# EXERCISE
Work out how many lines of the listing hold "components", then state only that count.

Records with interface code
____

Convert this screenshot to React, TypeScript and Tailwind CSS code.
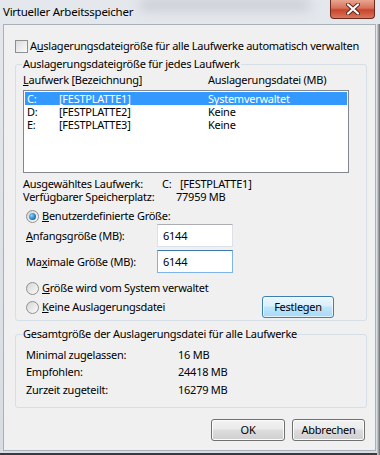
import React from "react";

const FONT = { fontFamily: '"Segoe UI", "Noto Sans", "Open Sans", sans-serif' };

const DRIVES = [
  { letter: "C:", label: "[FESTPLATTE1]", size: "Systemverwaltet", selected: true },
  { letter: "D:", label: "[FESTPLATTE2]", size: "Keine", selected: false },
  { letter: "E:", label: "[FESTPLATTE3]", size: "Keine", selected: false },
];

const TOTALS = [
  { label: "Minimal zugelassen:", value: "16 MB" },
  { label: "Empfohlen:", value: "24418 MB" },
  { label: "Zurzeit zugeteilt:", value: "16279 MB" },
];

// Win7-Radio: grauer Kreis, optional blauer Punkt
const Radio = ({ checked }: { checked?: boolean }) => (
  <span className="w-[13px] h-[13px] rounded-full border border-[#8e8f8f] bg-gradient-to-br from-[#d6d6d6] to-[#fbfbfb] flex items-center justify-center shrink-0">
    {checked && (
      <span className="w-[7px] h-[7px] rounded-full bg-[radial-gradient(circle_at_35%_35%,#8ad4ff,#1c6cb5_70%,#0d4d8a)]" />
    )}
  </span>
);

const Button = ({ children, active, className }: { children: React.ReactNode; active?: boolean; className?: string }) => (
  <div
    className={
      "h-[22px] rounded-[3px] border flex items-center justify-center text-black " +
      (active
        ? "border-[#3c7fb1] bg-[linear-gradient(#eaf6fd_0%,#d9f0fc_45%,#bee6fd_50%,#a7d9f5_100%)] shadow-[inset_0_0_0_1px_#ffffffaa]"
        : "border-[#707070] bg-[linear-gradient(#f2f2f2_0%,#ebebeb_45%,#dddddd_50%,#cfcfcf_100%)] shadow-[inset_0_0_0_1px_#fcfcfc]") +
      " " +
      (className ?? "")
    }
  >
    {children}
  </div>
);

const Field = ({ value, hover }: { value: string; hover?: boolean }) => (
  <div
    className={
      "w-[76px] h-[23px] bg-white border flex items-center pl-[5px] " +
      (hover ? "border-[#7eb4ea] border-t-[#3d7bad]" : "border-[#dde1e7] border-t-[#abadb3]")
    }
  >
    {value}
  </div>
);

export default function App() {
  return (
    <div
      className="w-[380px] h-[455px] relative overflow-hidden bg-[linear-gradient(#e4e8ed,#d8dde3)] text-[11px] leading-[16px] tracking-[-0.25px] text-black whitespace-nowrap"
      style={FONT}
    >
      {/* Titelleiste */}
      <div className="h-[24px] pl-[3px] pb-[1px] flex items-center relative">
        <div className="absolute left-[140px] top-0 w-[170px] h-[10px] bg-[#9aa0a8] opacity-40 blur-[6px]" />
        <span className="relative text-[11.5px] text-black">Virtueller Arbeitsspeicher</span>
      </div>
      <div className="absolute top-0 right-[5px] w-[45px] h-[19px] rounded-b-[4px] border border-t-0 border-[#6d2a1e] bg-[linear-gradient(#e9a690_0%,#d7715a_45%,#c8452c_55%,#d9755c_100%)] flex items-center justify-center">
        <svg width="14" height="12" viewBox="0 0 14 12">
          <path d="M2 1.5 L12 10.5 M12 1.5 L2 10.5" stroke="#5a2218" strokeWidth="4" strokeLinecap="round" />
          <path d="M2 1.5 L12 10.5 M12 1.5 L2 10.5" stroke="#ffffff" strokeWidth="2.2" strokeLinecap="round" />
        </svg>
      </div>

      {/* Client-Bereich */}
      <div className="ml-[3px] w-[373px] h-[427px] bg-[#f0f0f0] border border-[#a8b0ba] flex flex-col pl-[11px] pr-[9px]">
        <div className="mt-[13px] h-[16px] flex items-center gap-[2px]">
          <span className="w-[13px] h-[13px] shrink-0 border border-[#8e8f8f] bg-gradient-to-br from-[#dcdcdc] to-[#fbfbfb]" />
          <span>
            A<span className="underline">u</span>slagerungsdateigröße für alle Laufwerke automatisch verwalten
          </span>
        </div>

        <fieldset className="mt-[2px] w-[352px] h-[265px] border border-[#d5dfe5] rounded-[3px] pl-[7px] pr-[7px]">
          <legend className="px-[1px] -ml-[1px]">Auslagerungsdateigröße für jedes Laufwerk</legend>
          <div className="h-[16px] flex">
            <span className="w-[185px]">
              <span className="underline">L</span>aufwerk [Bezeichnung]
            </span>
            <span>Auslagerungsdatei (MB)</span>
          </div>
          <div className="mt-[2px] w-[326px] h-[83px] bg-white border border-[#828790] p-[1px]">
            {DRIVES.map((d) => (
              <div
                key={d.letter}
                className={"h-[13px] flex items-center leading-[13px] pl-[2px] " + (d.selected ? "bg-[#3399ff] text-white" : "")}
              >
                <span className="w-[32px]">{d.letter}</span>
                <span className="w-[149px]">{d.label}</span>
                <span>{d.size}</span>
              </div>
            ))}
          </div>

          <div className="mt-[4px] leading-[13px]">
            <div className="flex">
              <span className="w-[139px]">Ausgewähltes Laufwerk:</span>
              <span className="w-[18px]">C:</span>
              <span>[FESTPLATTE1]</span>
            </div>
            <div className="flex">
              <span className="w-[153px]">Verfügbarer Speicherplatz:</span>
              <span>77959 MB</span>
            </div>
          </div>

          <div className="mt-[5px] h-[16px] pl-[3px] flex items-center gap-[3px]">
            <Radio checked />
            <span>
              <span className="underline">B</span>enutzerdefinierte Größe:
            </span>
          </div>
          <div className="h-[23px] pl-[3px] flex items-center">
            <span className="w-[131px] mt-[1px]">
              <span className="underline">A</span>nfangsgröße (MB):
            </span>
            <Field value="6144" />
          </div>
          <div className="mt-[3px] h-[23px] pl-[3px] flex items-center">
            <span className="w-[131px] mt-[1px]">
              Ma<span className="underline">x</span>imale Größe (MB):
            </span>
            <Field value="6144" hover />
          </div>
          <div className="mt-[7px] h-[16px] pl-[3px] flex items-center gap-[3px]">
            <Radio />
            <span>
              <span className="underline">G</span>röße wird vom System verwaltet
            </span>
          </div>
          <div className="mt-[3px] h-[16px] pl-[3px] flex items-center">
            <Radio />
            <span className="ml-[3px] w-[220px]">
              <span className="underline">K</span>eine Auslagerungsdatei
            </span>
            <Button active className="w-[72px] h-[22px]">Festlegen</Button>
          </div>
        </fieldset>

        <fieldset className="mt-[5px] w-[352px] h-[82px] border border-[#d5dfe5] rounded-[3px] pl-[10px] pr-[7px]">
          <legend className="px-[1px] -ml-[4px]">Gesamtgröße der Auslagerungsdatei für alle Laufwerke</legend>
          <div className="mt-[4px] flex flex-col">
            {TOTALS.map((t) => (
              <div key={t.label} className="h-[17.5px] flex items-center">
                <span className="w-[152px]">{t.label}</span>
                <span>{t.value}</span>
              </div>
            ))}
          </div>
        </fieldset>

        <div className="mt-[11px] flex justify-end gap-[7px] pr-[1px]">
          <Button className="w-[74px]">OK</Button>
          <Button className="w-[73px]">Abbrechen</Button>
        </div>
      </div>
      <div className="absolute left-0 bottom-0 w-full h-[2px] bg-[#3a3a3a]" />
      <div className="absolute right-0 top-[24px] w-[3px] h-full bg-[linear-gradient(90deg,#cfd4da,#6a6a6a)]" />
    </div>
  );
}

____

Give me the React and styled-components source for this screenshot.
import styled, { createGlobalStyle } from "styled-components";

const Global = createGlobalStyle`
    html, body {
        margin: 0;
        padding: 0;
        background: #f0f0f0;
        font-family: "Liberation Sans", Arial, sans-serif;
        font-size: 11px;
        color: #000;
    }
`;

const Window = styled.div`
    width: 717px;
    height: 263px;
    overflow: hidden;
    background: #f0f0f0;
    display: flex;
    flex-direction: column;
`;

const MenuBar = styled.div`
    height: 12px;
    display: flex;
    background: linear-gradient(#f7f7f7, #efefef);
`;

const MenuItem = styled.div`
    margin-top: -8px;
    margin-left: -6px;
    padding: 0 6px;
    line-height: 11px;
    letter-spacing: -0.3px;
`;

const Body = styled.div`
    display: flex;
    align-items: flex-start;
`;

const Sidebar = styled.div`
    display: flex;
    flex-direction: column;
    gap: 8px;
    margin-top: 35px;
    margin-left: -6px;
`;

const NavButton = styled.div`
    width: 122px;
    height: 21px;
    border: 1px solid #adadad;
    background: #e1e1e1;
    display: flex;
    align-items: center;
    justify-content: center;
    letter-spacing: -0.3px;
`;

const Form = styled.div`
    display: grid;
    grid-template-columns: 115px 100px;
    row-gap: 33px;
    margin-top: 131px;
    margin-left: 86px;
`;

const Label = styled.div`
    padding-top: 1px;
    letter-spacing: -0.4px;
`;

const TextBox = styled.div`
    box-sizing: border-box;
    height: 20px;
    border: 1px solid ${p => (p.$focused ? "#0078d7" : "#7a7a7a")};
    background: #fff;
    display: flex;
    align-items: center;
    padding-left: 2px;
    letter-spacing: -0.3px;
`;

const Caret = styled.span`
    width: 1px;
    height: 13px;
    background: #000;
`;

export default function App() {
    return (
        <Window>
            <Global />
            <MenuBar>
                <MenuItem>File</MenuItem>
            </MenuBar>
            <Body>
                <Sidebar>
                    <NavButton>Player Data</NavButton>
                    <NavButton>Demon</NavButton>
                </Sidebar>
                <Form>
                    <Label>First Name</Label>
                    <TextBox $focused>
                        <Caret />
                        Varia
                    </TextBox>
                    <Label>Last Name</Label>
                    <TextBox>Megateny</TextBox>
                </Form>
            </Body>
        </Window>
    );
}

____

# RESULT OF THE EXERCISE
2